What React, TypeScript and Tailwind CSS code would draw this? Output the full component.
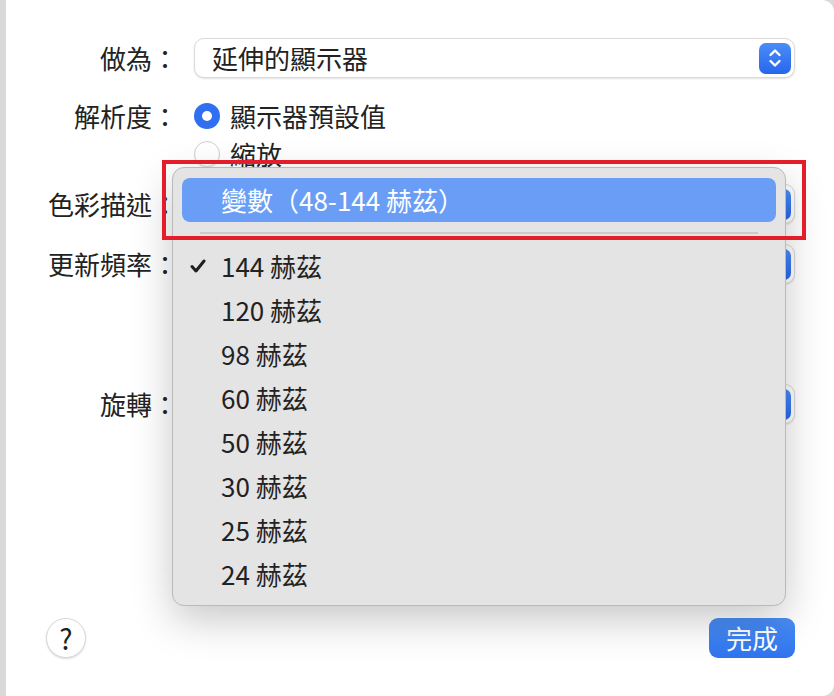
import React from 'react';

const rates = ['120', '98', '60', '50', '30', '25', '24'];

function Stepper() {
  return (
    <div className="w-[32px] h-[31px] rounded-[7px] bg-linear-to-b from-[#4a8cf8] to-[#2766ec] flex items-center justify-center">
      <svg width="14" height="22" viewBox="0 0 14 22" fill="none" stroke="white" strokeWidth="2.4" strokeLinecap="round" strokeLinejoin="round">
        <path d="M2.5 8 L7 3.5 L11.5 8" />
        <path d="M2.5 14 L7 18.5 L11.5 14" />
      </svg>
    </div>
  );
}

// text is optional: the popups behind the open menu show only their edge
function Popup({ text }: { text?: string }) {
  return (
    <div className="h-[40px] rounded-[10px] bg-white border border-[#dadada] shadow-[0_1px_2px_rgba(0,0,0,0.12)] flex items-center justify-between pl-[17px] pr-[3px]">
      <span className="leading-none">{text}</span>
      <Stepper />
    </div>
  );
}

function Row({ label, children, className }: { label: string; children: React.ReactNode; className?: string }) {
  return (
    <div className={'flex items-start pr-[39px] ' + (className ?? '')}>
      <div className="w-[172px] shrink-0 h-[40px] flex items-center justify-end leading-none">{label}</div>
      <div className="ml-[16px] flex-1">{children}</div>
    </div>
  );
}

function Check() {
  return (
    <svg width="16" height="14" viewBox="0 0 16 14" fill="none" stroke="#1f1f1f" strokeWidth="3" strokeLinecap="round" strokeLinejoin="round">
      <path d="M2 7.5 L6 12 L14 2" />
    </svg>
  );
}

export default function App() {
  return (
    <div className="relative w-[834px] h-[696px] overflow-hidden bg-[#d9d9d9] pl-[6px] text-[26px] text-[#222222] font-['Noto_Sans_CJK_TC','Noto_Sans',sans-serif]">
      {/* dialog sheet */}
      <div className="h-full bg-white rounded-r-[12px] flex flex-col pt-[38px]">
        <Row label="做為：">
          <Popup text="延伸的顯示器" />
        </Row>

        <div className="flex pr-[39px] mt-[25px]">
          <div className="w-[172px] shrink-0 h-[26px] flex items-center justify-end leading-none">解析度：</div>
          <div className="ml-[16px] flex flex-col gap-[12px]">
            <div className="flex items-center h-[26px] gap-[10px]">
              <div className="w-[26px] h-[26px] rounded-full bg-[#2f6ff0] flex items-center justify-center">
                <div className="w-[10px] h-[10px] rounded-full bg-white" />
              </div>
              <span className="leading-none">顯示器預設值</span>
            </div>
            <div className="flex items-center h-[26px] gap-[10px]">
              <div className="w-[26px] h-[26px] rounded-full bg-white border border-[#cfcfcf] shadow-[0_1px_1px_rgba(0,0,0,0.08)]" />
              <span className="leading-none">縮放</span>
            </div>
          </div>
        </div>

        <Row label="色彩描述：" className="mt-[17px]">
          <Popup />
        </Row>
        <Row label="更新頻率：" className="mt-[20px]">
          <Popup />
        </Row>
        <Row label="旋轉：" className="mt-[100px]">
          <Popup />
        </Row>

        <div className="mt-auto flex items-center justify-between pl-[40px] pr-[39px] pb-[38px]">
          <div className="w-[40px] h-[40px] rounded-full bg-white border border-[#d9d9d9] shadow-[0_1px_2px_rgba(0,0,0,0.15)] flex items-center justify-center leading-none text-[28px]">
            ?
          </div>
          <div className="w-[86px] h-[40px] rounded-[9px] bg-linear-to-b from-[#4a8ff8] to-[#2f74ef] text-white flex items-center justify-center leading-none">
            完成
          </div>
        </div>
      </div>

      {/* popup menu */}
      <div className="absolute left-[172px] top-[167px] w-[614px] h-[439px] rounded-[12px] bg-[#e4e4e4] border border-[#b9b9b9] shadow-[0_14px_40px_rgba(0,0,0,0.22)] px-[9px] pt-[10px]">
        <div className="h-[44px] rounded-[8px] bg-[#6a9ef6] text-white flex items-center pl-[39px] leading-none">
          變數（48-144 赫茲）
        </div>
        <div className="h-[22px] flex items-center px-[18px]">
          <div className="h-[2px] w-full bg-[#cacaca]" />
        </div>
        <div className="relative h-[44px] flex items-center pl-[39px] leading-none">
          <div className="absolute left-[8px] top-[15px]">
            <Check />
          </div>
          144 赫茲
        </div>
        {rates.map((r) => (
          <div key={r} className="h-[44px] flex items-center pl-[39px] leading-none">
            {r} 赫茲
          </div>
        ))}
      </div>

      {/* annotation */}
      <div className="absolute left-[162px] top-[160px] w-[644px] h-[80px] border-[4px] border-[#e31e2a]" />
    </div>
  );
}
● ● ●
### What you will do
Take the listing and print it again exactly, but without any pictures.

### Correct output
What React, TypeScript and Tailwind CSS code would draw this? Output the full component.
import React from 'react';

const rates = ['120', '98', '60', '50', '30', '25', '24'];

function Stepper() {
  return (
    <div className="w-[32px] h-[31px] rounded-[7px] bg-linear-to-b from-[#4a8cf8] to-[#2766ec] flex items-center justify-center">
      <svg width="14" height="22" viewBox="0 0 14 22" fill="none" stroke="white" strokeWidth="2.4" strokeLinecap="round" strokeLinejoin="round">
        <path d="M2.5 8 L7 3.5 L11.5 8" />
        <path d="M2.5 14 L7 18.5 L11.5 14" />
      </svg>
    </div>
  );
}

// text is optional: the popups behind the open menu show only their edge
function Popup({ text }: { text?: string }) {
  return (
    <div className="h-[40px] rounded-[10px] bg-white border border-[#dadada] shadow-[0_1px_2px_rgba(0,0,0,0.12)] flex items-center justify-between pl-[17px] pr-[3px]">
      <span className="leading-none">{text}</span>
      <Stepper />
    </div>
  );
}

function Row({ label, children, className }: { label: string; children: React.ReactNode; className?: string }) {
  return (
    <div className={'flex items-start pr-[39px] ' + (className ?? '')}>
      <div className="w-[172px] shrink-0 h-[40px] flex items-center justify-end leading-none">{label}</div>
      <div className="ml-[16px] flex-1">{children}</div>
    </div>
  );
}

function Check() {
  return (
    <svg width="16" height="14" viewBox="0 0 16 14" fill="none" stroke="#1f1f1f" strokeWidth="3" strokeLinecap="round" strokeLinejoin="round">
      <path d="M2 7.5 L6 12 L14 2" />
    </svg>
  );
}

export default function App() {
  return (
    <div className="relative w-[834px] h-[696px] overflow-hidden bg-[#d9d9d9] pl-[6px] text-[26px] text-[#222222] font-['Noto_Sans_CJK_TC','Noto_Sans',sans-serif]">
      {/* dialog sheet */}
      <div className="h-full bg-white rounded-r-[12px] flex flex-col pt-[38px]">
        <Row label="做為：">
          <Popup text="延伸的顯示器" />
        </Row>

        <div className="flex pr-[39px] mt-[25px]">
          <div className="w-[172px] shrink-0 h-[26px] flex items-center justify-end leading-none">解析度：</div>
          <div className="ml-[16px] flex flex-col gap-[12px]">
            <div className="flex items-center h-[26px] gap-[10px]">
              <div className="w-[26px] h-[26px] rounded-full bg-[#2f6ff0] flex items-center justify-center">
                <div className="w-[10px] h-[10px] rounded-full bg-white" />
              </div>
              <span className="leading-none">顯示器預設值</span>
            </div>
            <div className="flex items-center h-[26px] gap-[10px]">
              <div className="w-[26px] h-[26px] rounded-full bg-white border border-[#cfcfcf] shadow-[0_1px_1px_rgba(0,0,0,0.08)]" />
              <span className="leading-none">縮放</span>
            </div>
          </div>
        </div>

        <Row label="色彩描述：" className="mt-[17px]">
          <Popup />
        </Row>
        <Row label="更新頻率：" className="mt-[20px]">
          <Popup />
        </Row>
        <Row label="旋轉：" className="mt-[100px]">
          <Popup />
        </Row>

        <div className="mt-auto flex items-center justify-between pl-[40px] pr-[39px] pb-[38px]">
          <div className="w-[40px] h-[40px] rounded-full bg-white border border-[#d9d9d9] shadow-[0_1px_2px_rgba(0,0,0,0.15)] flex items-center justify-center leading-none text-[28px]">
            ?
          </div>
          <div className="w-[86px] h-[40px] rounded-[9px] bg-linear-to-b from-[#4a8ff8] to-[#2f74ef] text-white flex items-center justify-center leading-none">
            完成
          </div>
        </div>
      </div>

      {/* popup menu */}
      <div className="absolute left-[172px] top-[167px] w-[614px] h-[439px] rounded-[12px] bg-[#e4e4e4] border border-[#b9b9b9] shadow-[0_14px_40px_rgba(0,0,0,0.22)] px-[9px] pt-[10px]">
        <div className="h-[44px] rounded-[8px] bg-[#6a9ef6] text-white flex items-center pl-[39px] leading-none">
          變數（48-144 赫茲）
        </div>
        <div className="h-[22px] flex items-center px-[18px]">
          <div className="h-[2px] w-full bg-[#cacaca]" />
        </div>
        <div className="relative h-[44px] flex items-center pl-[39px] leading-none">
          <div className="absolute left-[8px] top-[15px]">
            <Check />
          </div>
          144 赫茲
        </div>
        {rates.map((r) => (
          <div key={r} className="h-[44px] flex items-center pl-[39px] leading-none">
            {r} 赫茲
          </div>
        ))}
      </div>

      {/* annotation */}
      <div className="absolute left-[162px] top-[160px] w-[644px] h-[80px] border-[4px] border-[#e31e2a]" />
    </div>
  );
}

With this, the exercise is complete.